# TASK INSTRUCTIONS:
Search the material below for the string "components" and list each line that holds it.

# STORED DATA:

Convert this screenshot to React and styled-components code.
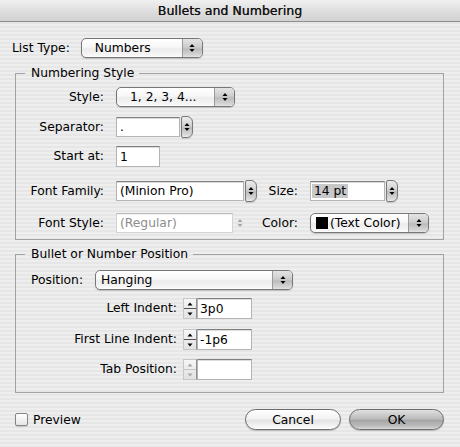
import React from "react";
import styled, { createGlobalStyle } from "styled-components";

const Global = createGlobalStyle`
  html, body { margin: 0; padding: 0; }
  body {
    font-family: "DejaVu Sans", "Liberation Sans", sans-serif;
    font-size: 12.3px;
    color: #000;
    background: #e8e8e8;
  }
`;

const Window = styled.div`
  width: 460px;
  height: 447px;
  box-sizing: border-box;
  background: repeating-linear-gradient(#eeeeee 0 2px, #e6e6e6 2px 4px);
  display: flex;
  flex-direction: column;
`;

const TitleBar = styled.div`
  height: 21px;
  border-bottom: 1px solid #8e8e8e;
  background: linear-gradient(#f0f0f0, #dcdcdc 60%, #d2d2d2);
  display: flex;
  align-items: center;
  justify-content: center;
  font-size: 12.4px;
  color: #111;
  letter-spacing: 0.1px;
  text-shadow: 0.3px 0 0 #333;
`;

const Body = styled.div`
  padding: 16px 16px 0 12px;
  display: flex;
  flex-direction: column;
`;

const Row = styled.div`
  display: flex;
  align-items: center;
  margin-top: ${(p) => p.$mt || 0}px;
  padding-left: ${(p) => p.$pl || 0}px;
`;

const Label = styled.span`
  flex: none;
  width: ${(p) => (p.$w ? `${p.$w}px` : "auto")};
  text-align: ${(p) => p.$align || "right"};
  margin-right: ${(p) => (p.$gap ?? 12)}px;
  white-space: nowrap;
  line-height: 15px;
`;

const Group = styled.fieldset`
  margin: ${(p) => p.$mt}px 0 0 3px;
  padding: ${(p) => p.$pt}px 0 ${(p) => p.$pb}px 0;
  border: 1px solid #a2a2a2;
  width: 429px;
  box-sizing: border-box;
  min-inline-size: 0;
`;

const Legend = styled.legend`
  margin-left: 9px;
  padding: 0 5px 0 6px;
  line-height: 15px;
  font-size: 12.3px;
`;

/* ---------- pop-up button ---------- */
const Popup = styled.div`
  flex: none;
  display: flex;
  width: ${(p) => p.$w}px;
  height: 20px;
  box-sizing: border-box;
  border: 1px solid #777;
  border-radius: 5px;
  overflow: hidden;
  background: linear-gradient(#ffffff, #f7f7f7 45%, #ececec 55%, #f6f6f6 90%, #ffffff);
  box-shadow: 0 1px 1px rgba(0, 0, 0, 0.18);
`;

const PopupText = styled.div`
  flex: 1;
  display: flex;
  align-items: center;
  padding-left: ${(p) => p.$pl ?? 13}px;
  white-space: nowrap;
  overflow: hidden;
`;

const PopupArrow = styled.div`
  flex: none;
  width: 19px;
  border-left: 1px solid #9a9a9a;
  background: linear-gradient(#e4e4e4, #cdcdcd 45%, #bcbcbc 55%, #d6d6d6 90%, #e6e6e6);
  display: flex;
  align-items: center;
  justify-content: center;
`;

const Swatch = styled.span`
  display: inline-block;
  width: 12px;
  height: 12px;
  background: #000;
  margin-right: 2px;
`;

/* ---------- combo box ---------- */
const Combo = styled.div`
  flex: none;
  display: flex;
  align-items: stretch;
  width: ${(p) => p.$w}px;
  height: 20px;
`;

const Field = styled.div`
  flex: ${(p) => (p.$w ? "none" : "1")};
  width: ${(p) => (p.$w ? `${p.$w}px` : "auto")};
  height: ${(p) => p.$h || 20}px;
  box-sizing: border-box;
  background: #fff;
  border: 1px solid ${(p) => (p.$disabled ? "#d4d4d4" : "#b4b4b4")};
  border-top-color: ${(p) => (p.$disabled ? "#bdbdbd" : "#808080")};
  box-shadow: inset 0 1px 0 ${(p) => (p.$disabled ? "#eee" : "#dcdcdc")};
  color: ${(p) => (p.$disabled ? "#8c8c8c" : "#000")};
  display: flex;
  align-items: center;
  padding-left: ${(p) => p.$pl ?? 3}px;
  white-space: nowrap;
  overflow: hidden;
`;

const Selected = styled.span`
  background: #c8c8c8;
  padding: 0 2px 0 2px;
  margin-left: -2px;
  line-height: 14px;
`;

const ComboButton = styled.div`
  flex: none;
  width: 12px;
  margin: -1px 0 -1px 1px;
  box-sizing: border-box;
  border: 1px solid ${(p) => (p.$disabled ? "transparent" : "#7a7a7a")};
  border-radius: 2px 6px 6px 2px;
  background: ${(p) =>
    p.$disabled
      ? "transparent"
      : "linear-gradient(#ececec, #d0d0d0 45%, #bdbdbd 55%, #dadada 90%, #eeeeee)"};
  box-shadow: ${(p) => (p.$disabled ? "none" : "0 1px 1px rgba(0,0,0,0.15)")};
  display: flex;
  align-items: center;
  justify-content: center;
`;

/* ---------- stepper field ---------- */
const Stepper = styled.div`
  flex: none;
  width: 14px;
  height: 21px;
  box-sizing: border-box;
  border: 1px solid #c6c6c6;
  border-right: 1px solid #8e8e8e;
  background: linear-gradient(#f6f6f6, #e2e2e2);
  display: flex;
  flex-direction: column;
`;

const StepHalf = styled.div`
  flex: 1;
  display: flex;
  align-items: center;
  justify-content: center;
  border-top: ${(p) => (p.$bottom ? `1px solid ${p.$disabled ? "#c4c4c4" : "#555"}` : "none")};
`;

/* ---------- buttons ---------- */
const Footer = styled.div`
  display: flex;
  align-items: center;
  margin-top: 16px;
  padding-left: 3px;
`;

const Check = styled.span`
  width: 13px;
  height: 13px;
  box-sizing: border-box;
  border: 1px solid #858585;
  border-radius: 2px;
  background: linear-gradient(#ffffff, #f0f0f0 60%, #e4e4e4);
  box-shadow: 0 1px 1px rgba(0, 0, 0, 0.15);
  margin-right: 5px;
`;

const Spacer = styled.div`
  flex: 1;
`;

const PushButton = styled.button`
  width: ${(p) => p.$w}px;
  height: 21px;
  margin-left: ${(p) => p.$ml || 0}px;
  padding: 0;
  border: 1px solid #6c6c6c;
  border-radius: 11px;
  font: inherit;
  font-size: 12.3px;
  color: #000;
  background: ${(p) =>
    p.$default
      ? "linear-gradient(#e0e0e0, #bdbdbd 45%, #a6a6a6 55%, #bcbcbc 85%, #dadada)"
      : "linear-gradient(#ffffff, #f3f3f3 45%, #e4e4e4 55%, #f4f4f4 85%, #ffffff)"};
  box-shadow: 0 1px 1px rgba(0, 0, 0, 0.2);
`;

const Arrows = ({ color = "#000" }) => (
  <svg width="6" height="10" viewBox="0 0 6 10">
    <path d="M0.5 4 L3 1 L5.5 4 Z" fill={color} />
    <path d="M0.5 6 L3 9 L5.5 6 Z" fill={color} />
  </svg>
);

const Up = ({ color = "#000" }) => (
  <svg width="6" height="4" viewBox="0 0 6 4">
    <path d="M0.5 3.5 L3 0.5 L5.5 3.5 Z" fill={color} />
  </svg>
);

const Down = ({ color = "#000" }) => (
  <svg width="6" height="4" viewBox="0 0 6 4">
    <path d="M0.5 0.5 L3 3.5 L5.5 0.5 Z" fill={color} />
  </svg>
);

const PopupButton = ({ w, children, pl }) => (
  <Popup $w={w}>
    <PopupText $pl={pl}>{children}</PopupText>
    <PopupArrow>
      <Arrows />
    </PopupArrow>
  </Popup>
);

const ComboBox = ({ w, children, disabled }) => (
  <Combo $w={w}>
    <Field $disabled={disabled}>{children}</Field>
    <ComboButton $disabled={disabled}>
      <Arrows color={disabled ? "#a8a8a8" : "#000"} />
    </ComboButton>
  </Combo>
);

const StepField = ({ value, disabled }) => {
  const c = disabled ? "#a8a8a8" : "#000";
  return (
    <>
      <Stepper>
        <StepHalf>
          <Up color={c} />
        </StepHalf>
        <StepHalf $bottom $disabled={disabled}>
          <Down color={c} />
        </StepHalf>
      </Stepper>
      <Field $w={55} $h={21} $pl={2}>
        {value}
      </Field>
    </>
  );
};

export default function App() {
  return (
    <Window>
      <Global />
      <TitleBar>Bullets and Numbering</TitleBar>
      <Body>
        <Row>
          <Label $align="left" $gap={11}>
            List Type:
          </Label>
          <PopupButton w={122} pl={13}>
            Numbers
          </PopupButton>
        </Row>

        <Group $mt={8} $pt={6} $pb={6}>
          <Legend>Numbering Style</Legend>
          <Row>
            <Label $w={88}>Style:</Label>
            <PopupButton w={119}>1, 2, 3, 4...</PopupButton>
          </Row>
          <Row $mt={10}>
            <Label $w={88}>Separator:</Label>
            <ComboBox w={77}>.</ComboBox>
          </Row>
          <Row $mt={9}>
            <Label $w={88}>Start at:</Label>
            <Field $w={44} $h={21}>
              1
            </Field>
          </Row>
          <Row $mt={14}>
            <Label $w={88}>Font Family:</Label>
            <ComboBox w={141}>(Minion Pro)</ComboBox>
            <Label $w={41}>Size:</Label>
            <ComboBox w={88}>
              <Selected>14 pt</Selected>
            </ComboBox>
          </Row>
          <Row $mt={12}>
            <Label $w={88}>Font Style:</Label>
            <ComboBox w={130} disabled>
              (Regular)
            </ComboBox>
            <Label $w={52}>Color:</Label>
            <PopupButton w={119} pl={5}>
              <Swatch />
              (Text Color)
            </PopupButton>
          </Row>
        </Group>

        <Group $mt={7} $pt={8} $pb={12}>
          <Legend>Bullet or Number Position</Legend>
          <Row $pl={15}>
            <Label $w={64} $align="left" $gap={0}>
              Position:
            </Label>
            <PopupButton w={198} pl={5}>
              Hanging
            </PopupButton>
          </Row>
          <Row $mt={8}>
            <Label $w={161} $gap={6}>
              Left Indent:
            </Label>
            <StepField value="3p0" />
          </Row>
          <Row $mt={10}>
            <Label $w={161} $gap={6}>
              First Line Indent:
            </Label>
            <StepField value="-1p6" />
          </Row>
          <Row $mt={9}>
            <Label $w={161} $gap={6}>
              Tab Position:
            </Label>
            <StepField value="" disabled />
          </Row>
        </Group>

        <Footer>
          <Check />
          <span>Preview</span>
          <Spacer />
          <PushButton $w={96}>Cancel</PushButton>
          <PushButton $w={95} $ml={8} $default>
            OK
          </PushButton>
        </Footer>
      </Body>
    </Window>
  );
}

---

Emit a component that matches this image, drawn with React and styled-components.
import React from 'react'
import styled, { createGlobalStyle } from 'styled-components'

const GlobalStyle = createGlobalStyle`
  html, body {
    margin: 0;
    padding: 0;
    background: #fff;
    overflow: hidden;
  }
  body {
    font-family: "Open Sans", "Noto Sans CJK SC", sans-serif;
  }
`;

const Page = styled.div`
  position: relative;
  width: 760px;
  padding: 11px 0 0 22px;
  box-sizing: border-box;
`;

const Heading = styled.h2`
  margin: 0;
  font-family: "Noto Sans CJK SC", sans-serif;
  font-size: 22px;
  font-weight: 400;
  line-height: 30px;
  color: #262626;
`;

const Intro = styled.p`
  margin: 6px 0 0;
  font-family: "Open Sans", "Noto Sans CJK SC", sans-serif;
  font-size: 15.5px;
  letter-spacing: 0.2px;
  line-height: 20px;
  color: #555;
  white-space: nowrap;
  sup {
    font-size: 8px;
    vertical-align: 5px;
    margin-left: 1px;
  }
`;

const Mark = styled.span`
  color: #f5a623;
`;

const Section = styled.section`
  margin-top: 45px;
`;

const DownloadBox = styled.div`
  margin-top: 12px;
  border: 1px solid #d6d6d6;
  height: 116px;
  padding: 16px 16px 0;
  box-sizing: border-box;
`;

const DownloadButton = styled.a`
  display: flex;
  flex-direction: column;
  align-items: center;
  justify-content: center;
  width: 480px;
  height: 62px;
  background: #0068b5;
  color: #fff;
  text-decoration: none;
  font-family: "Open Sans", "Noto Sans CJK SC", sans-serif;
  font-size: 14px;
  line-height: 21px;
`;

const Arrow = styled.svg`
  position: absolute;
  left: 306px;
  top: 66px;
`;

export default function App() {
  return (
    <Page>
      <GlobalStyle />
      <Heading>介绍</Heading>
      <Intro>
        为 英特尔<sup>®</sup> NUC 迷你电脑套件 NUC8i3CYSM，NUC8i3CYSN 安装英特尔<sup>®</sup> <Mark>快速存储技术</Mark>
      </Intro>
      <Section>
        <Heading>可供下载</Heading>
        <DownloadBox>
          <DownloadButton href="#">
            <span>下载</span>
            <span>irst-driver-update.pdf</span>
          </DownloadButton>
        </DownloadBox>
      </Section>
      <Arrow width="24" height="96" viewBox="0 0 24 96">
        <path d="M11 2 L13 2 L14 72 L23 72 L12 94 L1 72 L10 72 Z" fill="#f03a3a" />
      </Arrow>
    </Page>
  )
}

...

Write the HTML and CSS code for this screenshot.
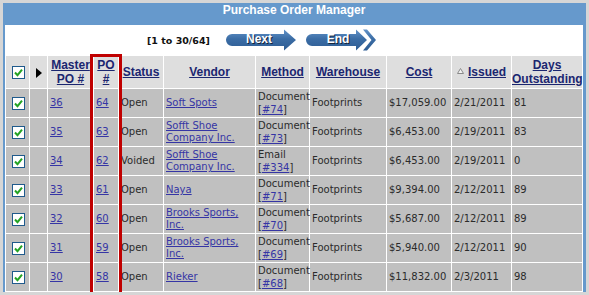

# THE COMPLETED TASK:
Convert this screenshot to React and styled-components code.
import styled, { createGlobalStyle } from "styled-components";
Emit a component that matches this image, drawn with React and styled-components.
import styled, { createGlobalStyle } from 'styled-components'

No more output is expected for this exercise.